Full disclosure: I've played this game at least three times through. And it took me until about halfway through the second time to really get the feel of the hoverball.

I know you're in a hurry to make things happen when you're at the front end of the game, but I'd recommend hovering around the campground a bit collecting psicards before you get too far. The game requires a handy bit of acrobatics and a little practice doesn't hurt.

Actually, I tried snagging it well into the game (right around the time of the Lungfish), so I was pretty comfortable with the controls at that point. I don't think it was a matter of physically being able to do what needed to be done (control-wise) but rather that I just couldn't see the situation properly to know what I needed to do. Perhaps if I played through it again, I'd have an "a-ha!" moment. (At which point, a rotoscoped pop band from the 80s would undoubtedly jump out of the game.)

Perhaps, but I never had any trouble wit that level, so I can't honestly say what would or wouldn't make it easier. But that raises one of the most interesting aspects of this game: the levels are so different, that that even if you completely can't "get" one of them, the next is sure to be pleasing in some way.

Does anyone else find the controls in this game to be a little sloppy? Or is that just the dodgy PS2 port that I've been playing?

Just finished the game last night and found the last level to be some of the most frustrating, poorly designed "platforming" I've ever played. Mostly because on many many occasions, Raz just wouldn't respond to my button presses and I'd end up falling to my doom and having to start again. That and the camera has a nasty habit of going behind things so I couldn't see what I was doing.

Goofonian:
Does anyone else find the controls in this game to be a little sloppy? Or is that just the dodgy PS2 port that I've been playing?

Just finished the game last night and found the last level to be some of the most frustrating, poorly designed "platforming" I've ever played. Mostly because on many many occasions, Raz just wouldn't respond to my button presses and I'd end up falling to my doom and having to start again. That and the camera has a nasty habit of going behind things so I couldn't see what I was doing.

As I understand it, the PS2 port is most likely to blame for the sloppiness you're experiencing. The Xbox and PC controls are quite tight and responsive.

And yes, that last level was created by Satan himself. Or rather (as the developers have acknowledged) a designer up against a deadline who assumed that the amount of playtesting they were able to perform in the time alloted was "enough." He was wrong. That last level is complete shit.

And yet, it fails, for me anyway, to overshadow the brilliance of the rest of the game. I only finished it once, in the three times I played the game. The first time I just couldn't bring myself to self flagellate any longer. The second time I finished it to prove that I could, and the third, I just didn't care enough.

Russ Pitts:
And yet, it fails, for me anyway, to overshadow the brilliance of the rest of the game. I only finished it once, in the three times I played the game. The first time I just couldn't bring myself to self flagellate any longer. The second time I finished it to prove that I could, and the third, I just didn't care enough.
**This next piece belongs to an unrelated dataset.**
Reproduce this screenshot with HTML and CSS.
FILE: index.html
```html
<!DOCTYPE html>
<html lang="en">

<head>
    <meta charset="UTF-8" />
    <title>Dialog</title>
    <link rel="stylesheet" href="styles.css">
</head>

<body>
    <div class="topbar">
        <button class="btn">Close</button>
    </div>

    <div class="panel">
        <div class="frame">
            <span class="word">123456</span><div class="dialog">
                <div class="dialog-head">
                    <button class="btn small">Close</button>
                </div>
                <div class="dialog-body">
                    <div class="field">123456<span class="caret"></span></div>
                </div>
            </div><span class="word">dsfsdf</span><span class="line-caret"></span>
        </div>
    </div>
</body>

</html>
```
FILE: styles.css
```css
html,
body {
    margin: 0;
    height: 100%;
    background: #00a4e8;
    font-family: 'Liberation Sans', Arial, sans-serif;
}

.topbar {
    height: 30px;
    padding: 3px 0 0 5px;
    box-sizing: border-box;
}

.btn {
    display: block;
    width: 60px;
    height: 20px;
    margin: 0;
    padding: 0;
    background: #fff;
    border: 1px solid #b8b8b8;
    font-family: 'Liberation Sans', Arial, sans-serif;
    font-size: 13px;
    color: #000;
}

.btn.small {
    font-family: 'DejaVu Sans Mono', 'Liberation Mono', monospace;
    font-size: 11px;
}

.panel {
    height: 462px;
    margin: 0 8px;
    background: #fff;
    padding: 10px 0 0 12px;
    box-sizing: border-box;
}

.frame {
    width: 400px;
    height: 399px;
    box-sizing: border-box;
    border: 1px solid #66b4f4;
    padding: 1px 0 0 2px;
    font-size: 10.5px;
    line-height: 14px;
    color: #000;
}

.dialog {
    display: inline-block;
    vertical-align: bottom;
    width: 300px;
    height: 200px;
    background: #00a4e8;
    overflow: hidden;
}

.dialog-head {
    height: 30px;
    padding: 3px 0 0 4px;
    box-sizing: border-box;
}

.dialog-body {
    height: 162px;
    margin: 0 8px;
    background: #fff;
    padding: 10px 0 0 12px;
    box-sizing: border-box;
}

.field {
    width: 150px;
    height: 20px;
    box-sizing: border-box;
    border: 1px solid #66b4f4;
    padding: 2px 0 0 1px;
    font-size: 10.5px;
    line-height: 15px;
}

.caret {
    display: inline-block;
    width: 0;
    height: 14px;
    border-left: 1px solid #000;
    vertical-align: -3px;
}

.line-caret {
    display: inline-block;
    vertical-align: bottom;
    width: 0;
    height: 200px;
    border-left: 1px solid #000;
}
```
After the soul crushing experience that was the ending, I figured I'd be done with the game and move onto the next in my pile of unfinished titles. Yet I find myself with a strange urge to put it back in and start again. I get the feeling that I'll be able to appreciate the early game a lot more now that I'm familiar with the characters and the setting. And I suppose it couldnt hurt to play through the milkman conspiracy a couple more times :)

Agreed. The last level is a complete nightmare and utterly unfun. It's a mark of the game's overall brilliance that such an exercise in frustration fails to dim my intense affection for the title. I'll still Psychonauts' praises to who'll ever listen...I just warn about the ending.
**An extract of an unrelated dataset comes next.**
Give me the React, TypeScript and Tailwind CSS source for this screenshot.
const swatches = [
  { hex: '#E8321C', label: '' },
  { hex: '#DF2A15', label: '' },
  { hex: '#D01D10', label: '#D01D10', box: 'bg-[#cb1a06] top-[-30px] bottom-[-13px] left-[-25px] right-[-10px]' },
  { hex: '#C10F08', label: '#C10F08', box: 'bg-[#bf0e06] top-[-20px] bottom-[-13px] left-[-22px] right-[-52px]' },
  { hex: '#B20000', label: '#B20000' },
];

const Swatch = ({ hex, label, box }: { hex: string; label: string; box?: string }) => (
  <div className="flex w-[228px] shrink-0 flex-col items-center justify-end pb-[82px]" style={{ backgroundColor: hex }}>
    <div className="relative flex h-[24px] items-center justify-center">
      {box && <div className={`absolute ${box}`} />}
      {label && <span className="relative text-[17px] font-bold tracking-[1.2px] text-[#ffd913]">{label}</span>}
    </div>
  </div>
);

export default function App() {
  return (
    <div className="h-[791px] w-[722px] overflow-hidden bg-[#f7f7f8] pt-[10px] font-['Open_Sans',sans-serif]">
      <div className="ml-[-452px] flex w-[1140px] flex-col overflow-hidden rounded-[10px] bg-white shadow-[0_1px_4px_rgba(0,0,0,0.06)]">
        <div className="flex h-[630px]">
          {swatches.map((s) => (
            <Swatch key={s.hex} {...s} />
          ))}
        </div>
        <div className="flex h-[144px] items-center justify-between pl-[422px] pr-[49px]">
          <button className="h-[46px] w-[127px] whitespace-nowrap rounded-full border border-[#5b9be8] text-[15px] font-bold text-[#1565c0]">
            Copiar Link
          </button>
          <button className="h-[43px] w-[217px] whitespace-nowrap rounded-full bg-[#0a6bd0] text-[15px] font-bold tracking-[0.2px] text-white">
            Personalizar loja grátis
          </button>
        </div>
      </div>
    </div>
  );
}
In related news, Tim Schaffer is speaking at GDC this year. Has there been any news on what the Psychonauts team has been doing lately?
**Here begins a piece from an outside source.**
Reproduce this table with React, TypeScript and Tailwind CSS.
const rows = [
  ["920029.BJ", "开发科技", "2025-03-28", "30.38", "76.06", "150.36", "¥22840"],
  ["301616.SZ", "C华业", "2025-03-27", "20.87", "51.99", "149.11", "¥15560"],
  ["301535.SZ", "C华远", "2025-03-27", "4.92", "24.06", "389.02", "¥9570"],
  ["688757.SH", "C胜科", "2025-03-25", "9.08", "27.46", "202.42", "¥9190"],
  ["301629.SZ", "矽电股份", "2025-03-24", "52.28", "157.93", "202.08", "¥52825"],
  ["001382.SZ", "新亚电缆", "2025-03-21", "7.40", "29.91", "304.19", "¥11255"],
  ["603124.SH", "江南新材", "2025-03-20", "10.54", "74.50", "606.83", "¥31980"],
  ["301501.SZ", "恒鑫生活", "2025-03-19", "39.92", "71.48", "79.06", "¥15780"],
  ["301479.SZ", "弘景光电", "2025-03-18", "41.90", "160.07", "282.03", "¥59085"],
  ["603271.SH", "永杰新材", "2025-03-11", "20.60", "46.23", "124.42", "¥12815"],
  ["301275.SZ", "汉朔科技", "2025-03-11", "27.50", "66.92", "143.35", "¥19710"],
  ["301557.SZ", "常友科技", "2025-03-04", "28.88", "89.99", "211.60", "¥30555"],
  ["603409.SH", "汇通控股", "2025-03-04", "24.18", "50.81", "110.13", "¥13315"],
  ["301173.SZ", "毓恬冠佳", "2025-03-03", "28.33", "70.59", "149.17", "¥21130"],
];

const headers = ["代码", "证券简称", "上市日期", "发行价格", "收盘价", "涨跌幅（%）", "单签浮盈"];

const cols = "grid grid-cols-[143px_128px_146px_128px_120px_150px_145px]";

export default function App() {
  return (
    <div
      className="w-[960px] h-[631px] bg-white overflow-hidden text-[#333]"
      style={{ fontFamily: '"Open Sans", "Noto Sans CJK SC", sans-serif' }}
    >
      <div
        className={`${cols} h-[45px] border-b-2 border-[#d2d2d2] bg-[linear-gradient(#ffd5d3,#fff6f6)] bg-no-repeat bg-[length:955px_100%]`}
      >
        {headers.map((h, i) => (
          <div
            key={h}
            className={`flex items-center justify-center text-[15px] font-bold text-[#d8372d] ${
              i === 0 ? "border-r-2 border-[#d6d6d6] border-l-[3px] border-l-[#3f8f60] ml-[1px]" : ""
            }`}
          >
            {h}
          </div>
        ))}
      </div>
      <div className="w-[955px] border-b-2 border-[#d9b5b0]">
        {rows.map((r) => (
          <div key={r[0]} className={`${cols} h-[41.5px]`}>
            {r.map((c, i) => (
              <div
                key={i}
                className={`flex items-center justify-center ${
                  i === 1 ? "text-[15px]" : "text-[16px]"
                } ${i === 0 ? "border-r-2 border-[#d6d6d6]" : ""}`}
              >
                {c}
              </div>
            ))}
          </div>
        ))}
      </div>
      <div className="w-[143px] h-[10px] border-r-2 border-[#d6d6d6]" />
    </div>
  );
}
Unlike almost everyone I've encountered and everyone here, I actually really liked that last level. It's the only time Psychonauts felt like an actual platformer to me - as in, twitchy, reflex-based gameplay - rather than a traditional adventure game (a label which I by no means use pejoratively). I'd even argue that the increase in difficulty and switch to reflex-based gameplay makes tremendous sense in context, considering the theme of the level and how it pertains to Rasputin.

But most of all, I think that the images (and bosses) you encounter in that level are some of the most surrealistically frightening I've ever come across in any media, ever. I'm a former vegetarian, and that last level made me s*** my pants. Jesus.

While I definitely can see where the criticism comes from, I think had the rest of Psychonauts played more like a traditional platformer, we probably wouldn't have seen as negative a reaction toward that level as there is. Certainly the gameplay was no more difficult than you might find in the latter stages of Jak & Daxter or Prince of Persia: SoT. But since the rest of the game felt so much like an adventure game, there wasn't enough build-up to it, and the final level seemed to come out of left field.

Oooh! I'm so excited about replaying this game now. I'll have to go get it reinstalled right now. :)

Oh, and yes, Goofonian, I can confirm that the final level is ten times harder on the sucky PS2 port than on the PC version. The sticky controls that had been plaguing you all game (I'm sure you REALLY noticed them in Waterloo-world, especially if you tried to get all the Fragments) really come to a head in that final level. But it makes the PC version much easier to play in comparison. :)

The big issue with the last level (for me, at least) is that it's an escort mission. Give me a whole series of tricky jumps, fine, rain hellfire down upon my head, throw a whole squadron of bad guys my way, I don't care...but doing all of that and making it an escort mission, too? Ugh. The dodgy camera sure didn't help matters.